Imaginary numbers are strange, basically i * i = -1. So it's a square root of negative one. It's imaginary because well, you need some imagination to come to terms with this. But they are useful to show things on a 2d plane, one axis is the real numbers -1 to 1, and the other -i to i. And then multiplying by number i will rotate in circles: i × i = -1, -1 × i = -i, -i × i = 1, 1 × i = i. And then there is this wonderful property that e ^ iπ = -1, which somehow combines the euler constant, number pi and the imaginary number, and it somehow works. And then also the related formula e^ix=cosx+i sinx, and so to rotate by x you just multiply with e^ix, where x = 2π × frequency. It somehow all fits in neatly, even though none of it is essential for the mechanism described. At least that's my uneducated understanding (my math background is also not that great, that's why I tried to explain this to myself with a more intuition based approach).


Hmm.. Imaginary numbers are indeed a bit confusing.

I'm trying to imagine a 2d surface where the X-axis coordinates are all the real numbers, and the y axis are all the imaginary numbers. That makes them orthogonal, and that seemed to add up with your explanation, up until ixi=-1.

The only way I can get that to add up is if I instead imagine a arbitrary coordinate system, where x and y are not necessarily perpendicular, and i describes the angle between x and y.

I've only just finished my first cup of coffee for the day, so I haven't quite decided yet if that makes any sense whatsoever, but it's the only way I can intuit about it that includes a circular motion like the one you describe..

In this case you could almost describe i as the square root of 180°, which... Yeah it's kinda weird...

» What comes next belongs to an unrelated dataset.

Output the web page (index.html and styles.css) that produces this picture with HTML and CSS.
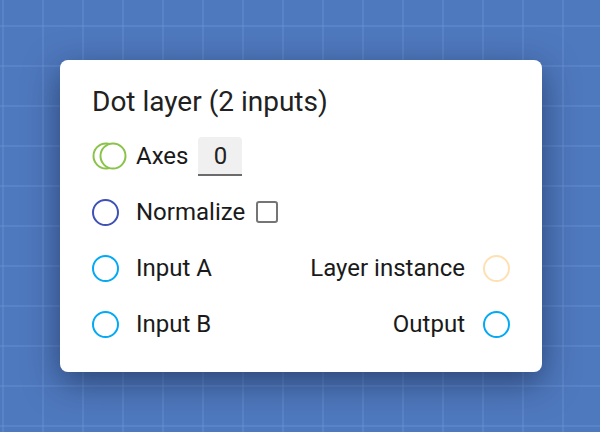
FILE: index.html
```html
<!DOCTYPE html>
<html>
<head>
<meta charset="utf-8">
<link rel="stylesheet" href="styles.css">
</head>
<body>
<div class="card">
  <div class="title">Dot layer (2 inputs)</div>
  <div class="row">
    <div class="side">
      <span class="port">
        <svg width="38" height="30" viewBox="0 0 38 30"><circle cx="14" cy="15" r="12.5" fill="#fff" stroke="#8bc34a" stroke-width="2"/><circle cx="21" cy="15" r="12.5" fill="#fff" stroke="#8bc34a" stroke-width="2"/></svg>
      </span>
      <span class="label">Axes</span>
      <span class="field">0</span>
    </div>
  </div>
  <div class="row">
    <div class="side">
      <span class="port"><span class="ring indigo"></span></span>
      <span class="label">Normalize</span>
      <span class="check"></span>
    </div>
  </div>
  <div class="row">
    <div class="side">
      <span class="port"><span class="ring blue"></span></span>
      <span class="label">Input A</span>
    </div>
    <div class="side right">
      <span class="label">Layer instance</span>
      <span class="ring orange"></span>
    </div>
  </div>
  <div class="row">
    <div class="side">
      <span class="port"><span class="ring blue"></span></span>
      <span class="label">Input B</span>
    </div>
    <div class="side right">
      <span class="label">Output</span>
      <span class="ring blue"></span>
    </div>
  </div>
</div>
</body>
</html>
```
FILE: styles.css
```css
html, body {
  margin: 0;
  height: 100%;
}
body {
  width: 600px;
  height: 432px;
  overflow: hidden;
  background-color: #4f79be;
  background-image:
    linear-gradient(to right, rgba(110,150,215,0.35) 0, rgba(110,150,215,0.35) 2px, transparent 2px),
    linear-gradient(to bottom, rgba(110,150,215,0.35) 0, rgba(110,150,215,0.35) 2px, transparent 2px);
  background-size: 40px 40px;
  background-position: 2px 25px;
  padding: 60px 0 0 60px;
  box-sizing: border-box;
  font-family: Roboto, "Noto Sans", sans-serif;
  color: #212121;
}
.card {
  width: 482px;
  height: 312px;
  box-sizing: border-box;
  background: #fff;
  border-radius: 8px;
  padding: 26px 32px 20px 32px;
  box-shadow: 0 10px 34px rgba(15, 25, 55, 0.55);
}
.title {
  font-size: 28px;
  line-height: 32px;
  margin-bottom: 10px;
  color: #212121;
}
.row {
  height: 56px;
  display: flex;
  align-items: center;
  justify-content: space-between;
}
.side {
  display: flex;
  align-items: center;
}
.port {
  width: 44px;
  display: flex;
  align-items: center;
}
.label {
  font-size: 24px;
  line-height: 28px;
  color: #1a1a1a;
}
.right .label {
  margin-right: 18px;
}
.ring {
  display: block;
  width: 27px;
  height: 27px;
  box-sizing: border-box;
  border-radius: 50%;
  border: 2px solid #03a9f4;
}
.ring.indigo { border-color: #3f51b5; }
.ring.blue { border-color: #03a9f4; }
.ring.orange { border-color: #ffe0b2; }
.field {
  margin-left: 10px;
  width: 44px;
  height: 39px;
  box-sizing: border-box;
  background: #f0f0f0;
  border-radius: 4px 4px 0 0;
  border-bottom: 2px solid #6b6b6b;
  display: flex;
  align-items: center;
  justify-content: center;
  font-size: 24px;
  color: #222;
  padding-top: 2px;
}
.check {
  margin-left: 11px;
  width: 22px;
  height: 22px;
  box-sizing: border-box;
  border: 2px solid #757575;
  border-radius: 3px;
}
```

Am I still on the right track?


I think so, it's called the complex plane. A complex number has a real and an imaginary component a+bi, so like a vector. The amount of each gives you the coordinates on the plane (a or b can be zero as well on the axes).


I had a chat with gpt to try and clear out some details. It seems that one is supposed to think of real and imaginary as a vector. The rotation part comes in when the imaginary numbers is used as an exponent to the real, in which case you're no longer saying "3 left, two right" but "4 units from origin, at an angle of (imaginary number)"

of course, the math here doesn't work out as using degrees or any other unit of rotation a normal person is used to, but instead, some other unit of rotation I haven't quite wrapped my head around yet (what the hell does atan2(b,a) mean? Is atan(a,b) deprecated or what? ) I didn't know namespace collisions were a thing mathematicians worried about, they should just release maths 2.0 and be rid of the legacy atan at this point!


I think it's because the normal atan receives one argument, eg atan(y/x) and then sometimes you can't divide by zero, and it can’t distinguish quadrants (because we loose info on the sign of Y-coordinate and the X-coordinate). atan2 takes 2 params and knows the signs so it can understand the quadrants and also handle divide by zero. I now realize that the name atan2 probably refers to 2 parameters.